Moreover, notwithstanding significant biological, and more specifically: physiological, differences part of which are not only organic, such as, most prominently, genitals, but also result in different hormone balances and levels, females have already demonstrated that they can be as competent as, or even more so than, males.
The third group, having come into existence more recently, argues for the point that it were no longer females being oppressed by (Western) society (or males, for that matter), but vice versa: males, they allege, are, as a consequence of feminism, oppressed by females, so that now they had to fight for their rights and equal treatment.
The arguments presented by this group are at best superficially plausible, yet any deeper analysis reveals them as not only unconvincing but also based upon a misconstrual of the principle ideas of feminism. Feminism is not, at least in most of its variants, the ambition to replace patriarchy by matriarchy, that is to say, to replace male dominance by female dominance. The basic idea and ideology of feminism is that both sexes ought to have the same rights and be treated equally. Man’s Rights advocates maintain that feminism had actually robbed males of basic human rights. Thus, they interpret, for example, cases of divorce in which females keep the children away from their fathers as a direct consequence of feminism. Doing this, setting aside the analysis of their baisc claim for the moment, they tend to forget to differentiate those cases in which a mother needs to keep her children away from their father because he may endanger them, since, for instance, he drinks heavily, beats them, is a criminal, and so forth, from those in which a mother may do this out of pure spite. Of course there may be actual problems as to this, yet what Man’s Rights advocates aver is obviously exaggerated.
In former times, when females had no rights whatsoever, not even written down upon paper, in case of a divorce, the (former) husband would ‘naturally’ keep everything – the house, the fortune, usually even those things the (former) wife had brought with her, and the children –; that some males dare compare themselves to this situation would be just ridiculous and pathetic, if it were not so absurd and upsetting how serious they are in stating this.

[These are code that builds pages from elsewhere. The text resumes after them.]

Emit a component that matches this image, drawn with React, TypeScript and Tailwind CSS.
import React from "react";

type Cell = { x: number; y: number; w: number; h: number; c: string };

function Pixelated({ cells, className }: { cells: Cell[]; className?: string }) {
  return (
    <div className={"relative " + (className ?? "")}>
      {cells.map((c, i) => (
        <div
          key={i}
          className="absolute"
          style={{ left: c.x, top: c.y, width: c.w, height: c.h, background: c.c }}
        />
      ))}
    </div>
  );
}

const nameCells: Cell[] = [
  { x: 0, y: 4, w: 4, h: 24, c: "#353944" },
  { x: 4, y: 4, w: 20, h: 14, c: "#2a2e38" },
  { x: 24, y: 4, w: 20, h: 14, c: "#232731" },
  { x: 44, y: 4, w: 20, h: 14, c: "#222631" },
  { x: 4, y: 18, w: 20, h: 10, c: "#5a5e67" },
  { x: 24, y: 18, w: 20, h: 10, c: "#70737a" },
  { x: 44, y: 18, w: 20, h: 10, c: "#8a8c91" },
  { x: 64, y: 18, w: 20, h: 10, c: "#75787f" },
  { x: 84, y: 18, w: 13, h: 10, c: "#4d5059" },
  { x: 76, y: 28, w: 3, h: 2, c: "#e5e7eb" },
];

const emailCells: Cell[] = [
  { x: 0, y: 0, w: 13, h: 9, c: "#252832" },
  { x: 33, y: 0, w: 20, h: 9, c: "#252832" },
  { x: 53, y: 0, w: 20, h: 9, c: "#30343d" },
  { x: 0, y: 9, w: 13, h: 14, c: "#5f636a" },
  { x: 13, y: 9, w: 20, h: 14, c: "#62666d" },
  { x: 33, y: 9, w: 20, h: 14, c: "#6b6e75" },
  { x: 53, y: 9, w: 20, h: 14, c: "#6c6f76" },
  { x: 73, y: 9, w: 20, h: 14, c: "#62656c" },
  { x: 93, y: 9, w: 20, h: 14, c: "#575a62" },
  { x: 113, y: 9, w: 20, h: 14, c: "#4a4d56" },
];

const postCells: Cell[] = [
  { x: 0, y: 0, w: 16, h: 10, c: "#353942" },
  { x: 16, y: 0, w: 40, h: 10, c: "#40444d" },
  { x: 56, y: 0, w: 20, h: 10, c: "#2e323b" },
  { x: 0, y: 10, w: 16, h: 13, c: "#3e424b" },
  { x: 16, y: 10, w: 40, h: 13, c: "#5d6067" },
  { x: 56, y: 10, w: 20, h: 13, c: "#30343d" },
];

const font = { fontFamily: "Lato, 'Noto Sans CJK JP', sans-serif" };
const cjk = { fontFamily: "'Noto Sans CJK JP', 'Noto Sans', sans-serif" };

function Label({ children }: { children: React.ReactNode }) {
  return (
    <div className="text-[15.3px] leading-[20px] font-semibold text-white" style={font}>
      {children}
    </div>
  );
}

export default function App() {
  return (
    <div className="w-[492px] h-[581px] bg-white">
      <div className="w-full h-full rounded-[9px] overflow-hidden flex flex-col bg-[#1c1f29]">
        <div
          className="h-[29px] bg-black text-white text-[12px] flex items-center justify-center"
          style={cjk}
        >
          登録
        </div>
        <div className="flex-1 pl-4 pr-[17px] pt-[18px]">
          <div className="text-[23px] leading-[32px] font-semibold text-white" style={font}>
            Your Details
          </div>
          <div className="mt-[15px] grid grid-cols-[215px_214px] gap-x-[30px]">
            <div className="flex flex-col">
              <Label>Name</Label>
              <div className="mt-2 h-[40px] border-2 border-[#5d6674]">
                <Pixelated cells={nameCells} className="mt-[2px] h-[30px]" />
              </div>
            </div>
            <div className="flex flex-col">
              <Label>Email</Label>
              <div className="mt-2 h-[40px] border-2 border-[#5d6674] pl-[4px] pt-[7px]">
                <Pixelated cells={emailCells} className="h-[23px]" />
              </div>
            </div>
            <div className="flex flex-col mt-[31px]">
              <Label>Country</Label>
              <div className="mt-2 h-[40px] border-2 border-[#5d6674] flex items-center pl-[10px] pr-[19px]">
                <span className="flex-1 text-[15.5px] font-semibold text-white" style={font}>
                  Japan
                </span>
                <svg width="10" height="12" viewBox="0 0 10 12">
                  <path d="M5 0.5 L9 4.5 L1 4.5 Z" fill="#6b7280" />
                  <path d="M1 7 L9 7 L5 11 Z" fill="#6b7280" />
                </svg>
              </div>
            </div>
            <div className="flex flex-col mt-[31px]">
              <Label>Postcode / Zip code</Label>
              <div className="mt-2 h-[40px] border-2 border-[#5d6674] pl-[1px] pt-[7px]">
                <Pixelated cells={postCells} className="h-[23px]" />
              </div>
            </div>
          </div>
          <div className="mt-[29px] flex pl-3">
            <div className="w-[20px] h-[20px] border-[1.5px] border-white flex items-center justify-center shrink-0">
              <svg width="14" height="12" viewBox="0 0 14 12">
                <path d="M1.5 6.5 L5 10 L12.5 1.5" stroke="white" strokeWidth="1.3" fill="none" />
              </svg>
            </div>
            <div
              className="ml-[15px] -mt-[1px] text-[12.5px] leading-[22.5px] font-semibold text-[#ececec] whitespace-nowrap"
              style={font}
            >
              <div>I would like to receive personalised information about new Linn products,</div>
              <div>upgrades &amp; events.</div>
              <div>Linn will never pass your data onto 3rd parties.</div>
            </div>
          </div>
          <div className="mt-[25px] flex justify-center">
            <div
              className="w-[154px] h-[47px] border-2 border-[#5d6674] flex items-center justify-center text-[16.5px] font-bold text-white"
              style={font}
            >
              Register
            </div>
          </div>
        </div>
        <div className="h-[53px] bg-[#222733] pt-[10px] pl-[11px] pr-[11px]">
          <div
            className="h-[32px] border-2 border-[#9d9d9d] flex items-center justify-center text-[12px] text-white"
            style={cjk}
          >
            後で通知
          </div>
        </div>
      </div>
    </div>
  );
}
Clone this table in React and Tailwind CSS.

I do not intend to deny that there were any cases in which males are treated unequally, yet male privilege remains an undeniable fact in our society wherever we look. Males get better jobs, are sooner promoted, are better paid for the same work, are deemed more competent, and their achievements are more appreciated. A male may publicly speak his mind, act aggressively, and have sexual intercourse with as many females as he sees fit (all of the former in certain restraints, of course), whereas a female will most usually be expected to have no own opinion, or only one which matches that of a strong male at her side, not to utter her dissent, be submissive and accommodative, and have sexual intercourse with as few males as possible (where only males are allowed).